Tip #3: Consider Using a Template Engine for Some Layouts
AI is a probabilistic model and may not always achieve 100% accuracy. If you require better results, consider creating templates for specific layouts. Read more about the pros and cons our AI parsing engine vs template parsing engines.
Q2: Parseur only retrieved one data point from my documents. How do I extract all similar data points?
If data repeats within a page, use “Table fields” instead of single fields:
Go to the “Fields” tab when viewing a document.
Click New Table
Name it in a way the AI understands (e.g., “ContactList” for contact details).
Click Create
Click Add Field and name each field similar to the single fields previously used.
Delete the single fields to avoid confusing the AI.
Reprocess your documents and review the results.
For documents containing multiple individual documents (e.g., several invoices), use the Split PDF feature.
Q3: Can the AI extract data from long documents?
Yes, the AI engine can extract documents up to 100 pages.
Please note that Processing long documents takes some time, we appreciate your patience.

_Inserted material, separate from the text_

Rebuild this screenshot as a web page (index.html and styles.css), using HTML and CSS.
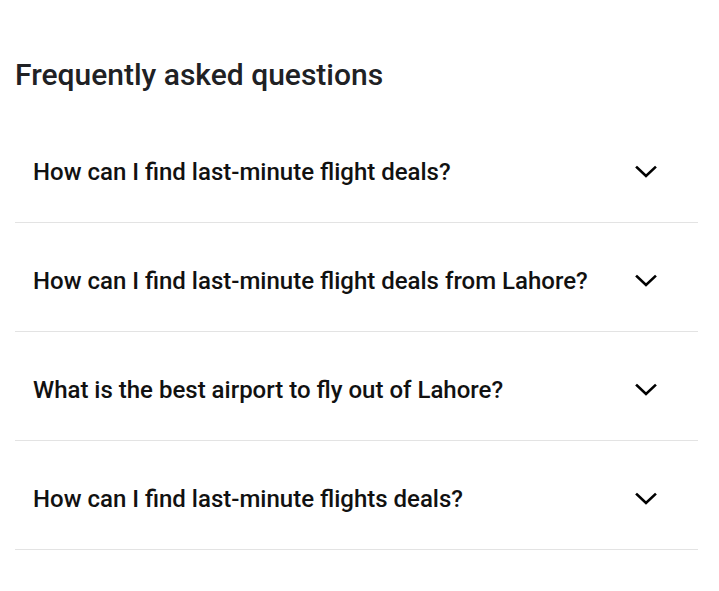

If you have longer documents, consider these options:
Use the “Split Document” feature to separate a bundled PDF into individual documents.
Alternatively, consider using one of our template engines: the Text engine for emails and text documents, and the OCR engine for PDFs.
Q4: If I have both templates and the AI engine enabled in my mailbox, which one will be used?
Matching templates take priority over the AI engine. If no matching templates are found, Parseur will use the AI engine for data extraction.
Q5: How secure is my data when using the AI engine? Is my data shared to improve the AI model?
Parseur uses state-of-the-art AI models from Azure, Google, and AWS to process your data. Your data is processed in the European Union and remains your property; it is not reused or shared to improve AI models.
Q6: What is the difference between AI engine v1 and v2 in the mailbox settings?
AI v1 is our legacy template engine, introduced in 2023. AI v2, introduced in July 2024, improves extraction accuracy and can handle parsing data from larger documents. We recommend using v2 by default and switching to v1 only if needed.